- _SHORT TASK_:
Of the lines below, how many hold the string "styles"? Give only the number.

- _SUPPLIED ENTRIES_:

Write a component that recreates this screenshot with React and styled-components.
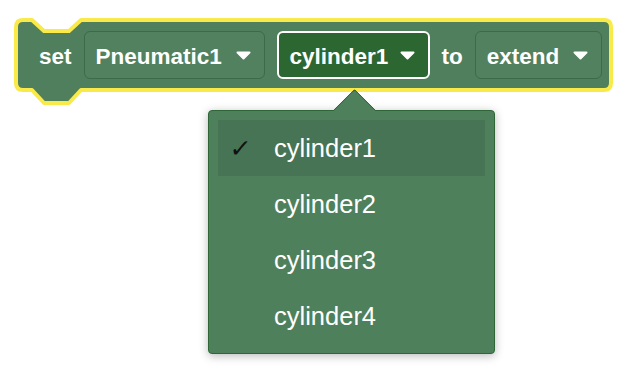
import styled, { createGlobalStyle } from 'styled-components';

const GlobalStyle = createGlobalStyle`
  html, body {
    margin: 0;
    padding: 0;
    background: #ffffff;
  }
  body {
    font-family: "Liberation Sans", Arial, Helvetica, sans-serif;
  }
`

const Page = styled.div`
  position: relative;
  width: 634px;
  height: 372px;
  padding: 18px 0 0 14px;
  box-sizing: border-box;
`

const Block = styled.div`
  position: relative;
  width: 599px;
  height: 74px;
  display: flex;
  align-items: center;
  gap: 12px;
  padding-left: 25px;
  box-sizing: border-box;
`

const BlockShape = styled.svg`
  position: absolute;
  left: 0;
  top: 0;
  overflow: visible;
  z-index: 0;
`

const Label = styled.span`
  position: relative;
  z-index: 1;
  color: #ffffff;
  font-weight: 700;
  font-size: 22.5px;
  padding-top: 3px;
`

const Dropdown = styled.div`
  position: relative;
  z-index: 1;
  width: ${p => p.$width}px;
  height: 48px;
  box-sizing: border-box;
  display: flex;
  align-items: center;
  justify-content: space-between;
  padding: 0 13px 0 11px;
  border-radius: 6px;
  background: ${p => (p.$active ? '#2c6631' : '#51815e')};
  border: ${p => (p.$active ? '2px solid #ffffff' : '1px solid #3d6b49')};
  color: #ffffff;
  font-weight: 700;
  font-size: 22.5px;
`

const FieldText = styled.span`
  padding-top: 3px;
`

const Arrow = styled.svg`
  flex: none;
  margin-top: 1px;
`

const Menu = styled.div`
  position: absolute;
  left: 208px;
  top: 110px;
  width: 287px;
  height: 244px;
  box-sizing: border-box;
  padding: 9px;
  background: #4f805c;
  border: 1px solid #2f6638;
  border-radius: 4px;
  box-shadow: 0 2px 10px rgba(0, 0, 0, 0.28);
  z-index: 5;
`

const MenuPointer = styled.div`
  position: absolute;
  left: 130px;
  top: -16px;
  width: 31px;
  height: 31px;
  background: #4f805c;
  border-top: 1px solid #2f6638;
  border-left: 1px solid #2f6638;
  border-top-left-radius: 3px;
  transform: rotate(45deg);
  box-sizing: border-box;
`

const MenuList = styled.div`
  position: relative;
  z-index: 1;
  display: flex;
  flex-direction: column;
`

const MenuItem = styled.div`
  height: 56px;
  display: flex;
  align-items: center;
  padding-left: 56px;
  position: relative;
  background: ${p => (p.$selected ? '#477454' : 'transparent')};
  color: #ffffff;
  font-size: 25.5px;
`

const Check = styled.span`
  position: absolute;
  left: 12px;
  top: 50%;
  transform: translateY(-50%) skewX(-6deg);
  font-family: "DejaVu Sans", sans-serif;
  font-size: 25px;
  color: #111111;
`

function DownArrow() {
  return (
    <Arrow width="15" height="9" viewBox="0 0 15 9">
      <polygon points="1.5,1.5 13.5,1.5 7.5,7.5" fill="#ffffff" stroke="#ffffff" strokeWidth="2" strokeLinejoin="round" />
    </Arrow>
  );
}

const shapePath =
  'M 9 2 L 18 2 L 30 13 L 55 13 L 67 2 L 590 2 Q 597 2 597 9 L 597 65 Q 597 72 590 72 ' +
  'L 67 72 L 55 85 L 30 85 L 18 72 L 9 72 Q 2 72 2 65 L 2 9 Q 2 2 9 2 Z';

const options = ['cylinder1', 'cylinder2', 'cylinder3', 'cylinder4'];

function App() {
  return (
    <Page>
      <GlobalStyle />
      <Block>
        <BlockShape width="599" height="74">
          <path d={shapePath} fill="#4f7f5c" stroke="#f9ea4a" strokeWidth="4" strokeLinejoin="round" />
        </BlockShape>
        <Label>set</Label>
        <Dropdown $width={181}>
          <FieldText>Pneumatic1</FieldText>
          <DownArrow />
        </Dropdown>
        <Dropdown $width={153} $active>
          <FieldText>cylinder1</FieldText>
          <DownArrow />
        </Dropdown>
        <Label>to</Label>
        <Dropdown $width={127}>
          <FieldText>extend</FieldText>
          <DownArrow />
        </Dropdown>
      </Block>
      <Menu>
        <MenuPointer />
        <MenuList>
          {options.map((opt, i) => (
            <MenuItem key={opt} $selected={i === 0}>
              {i === 0 && <Check>✓</Check>}
              {opt}
            </MenuItem>
          ))}
        </MenuList>
      </Menu>
    </Page>
  );
}

export default App;
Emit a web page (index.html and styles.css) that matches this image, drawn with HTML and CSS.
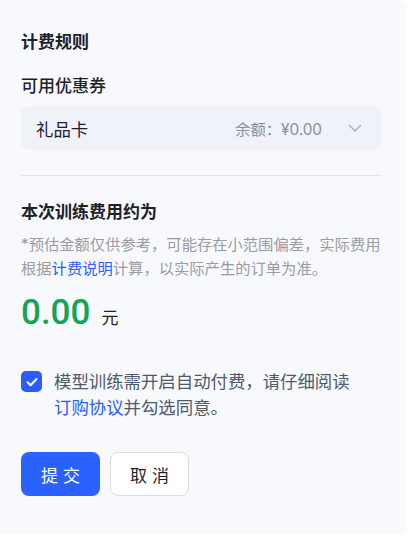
FILE: index.html
```html
<!DOCTYPE html>
<html lang="zh-CN">

<head>
    <meta charset="UTF-8">
    <meta name="viewport" content="width=device-width, initial-scale=1.0">
    <title>计费规则</title>
    <link rel="stylesheet" href="styles.css">
</head>

<body>
    <section class="billing-card">
        <h2 class="title">计费规则</h2>

        <div class="field">
            <label class="field-label">可用优惠券</label>
            <div class="select">
                <span class="select-value">礼品卡</span>
                <span class="select-extra">余额：¥0.00</span>
                <svg class="select-arrow" width="14" height="14" viewBox="0 0 14 14">
                    <path d="M1.5 4.5 L7 10 L12.5 4.5" fill="none" stroke="#a4a9b3" stroke-width="1.3" stroke-linecap="round" stroke-linejoin="round" />
                </svg>
            </div>
        </div>

        <hr class="divider">

        <div class="cost">
            <h3 class="cost-title">本次训练费用约为</h3>
            <p class="cost-note">*预估金额仅供参考，可能存在小范围偏差，实际费用根据<a href="#">计费说明</a>计算，以实际产生的订单为准。</p>
            <div class="cost-amount">
                <span class="amount">0.00</span>
                <span class="unit">元</span>
            </div>
        </div>

        <label class="agree">
            <span class="checkbox">
                <svg width="14" height="14" viewBox="0 0 14 14">
                    <path d="M2.5 7.2 L5.6 10.2 L11.5 4" fill="none" stroke="#fff" stroke-width="2" stroke-linecap="round" stroke-linejoin="round" />
                </svg>
            </span>
            <span class="agree-text">模型训练需开启自动付费，请仔细阅读<a href="#">订购协议</a>并勾选同意。</span>
        </label>

        <div class="actions">
            <button class="btn btn-primary">提 交</button>
            <button class="btn btn-default">取 消</button>
        </div>
    </section>
</body>

</html>
```

FILE: styles.css
```css
body {
    margin: 0;
    padding: 0;
    background-color: #fff;
    font-family: Inter, "Noto Sans CJK SC", sans-serif;
    color: #1d2129;
}

.billing-card {
    width: 406px;
    box-sizing: border-box;
    padding: 30px 24px 38px 21px;
    background-color: #f8f9fc;
    border-radius: 0 8px 8px 0;
    box-shadow: 0 1px 3px rgba(0, 0, 0, 0.04);
}

.title {
    margin: 0;
    font-size: 17px;
    font-weight: 700;
    line-height: 24px;
}

.field {
    margin-top: 20px;
}

.field-label {
    display: block;
    font-size: 17px;
    font-weight: 500;
    line-height: 24px;
}

.select {
    display: flex;
    align-items: center;
    height: 44px;
    margin-top: 8px;
    padding: 0 20px 0 15px;
    background-color: #eff2f9;
    border-radius: 8px;
}

.select-value {
    flex: 1;
    font-size: 17.4px;
    color: #1d2129;
}

.select-extra {
    font-size: 15.3px;
    color: #86909c;
    margin-right: 26px;
}

.divider {
    margin: 25px 0 0;
    border: none;
    border-top: 1px solid #e5e6eb;
}

.cost {
    margin-top: 24px;
}

.cost-title {
    margin: 0;
    font-size: 17px;
    font-weight: 600;
    line-height: 24px;
}

.cost-note {
    margin: 9px 0 0;
    font-size: 15.3px;
    line-height: 24px;
    color: #999ca3;
}

.cost-note a,
.agree-text a {
    color: #2b5cff;
    text-decoration: none;
}

.cost-amount {
    display: flex;
    align-items: baseline;
    margin-top: 10px;
}

.amount {
    font-family: Roboto, sans-serif;
    font-size: 35px;
    font-weight: 500;
    color: #15a35a;
    line-height: 44px;
}

.unit {
    margin-left: 11px;
    font-size: 17px;
}

.agree {
    display: flex;
    align-items: flex-start;
    margin-top: 34px;
}

.checkbox {
    flex: 0 0 21px;
    height: 21px;
    margin-top: 2px;
    display: flex;
    align-items: center;
    justify-content: center;
    background-color: #2b5cff;
    border-radius: 5px;
}

.agree-text {
    max-width: 302px;
    margin-left: 12px;
    font-size: 17.4px;
    line-height: 26px;
    color: #4e5969;
}

.actions {
    display: flex;
    gap: 10px;
    margin-top: 31px;
}

.btn {
    height: 44px;
    width: 79px;
    font-family: inherit;
    font-size: 17px;
    border-radius: 8px;
    cursor: pointer;
}

.btn-primary {
    border: none;
    background-color: #2962ff;
    color: #fff;
}

.btn-default {
    border: 1px solid #dcdde0;
    background-color: #fff;
    color: #1d2129;
}
```
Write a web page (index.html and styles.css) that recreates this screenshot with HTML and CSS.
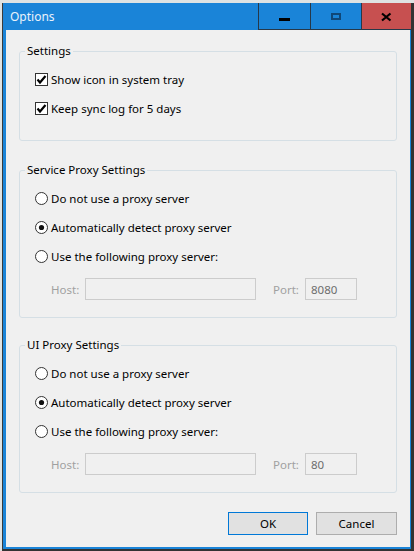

- _THE OUTPUT_:
4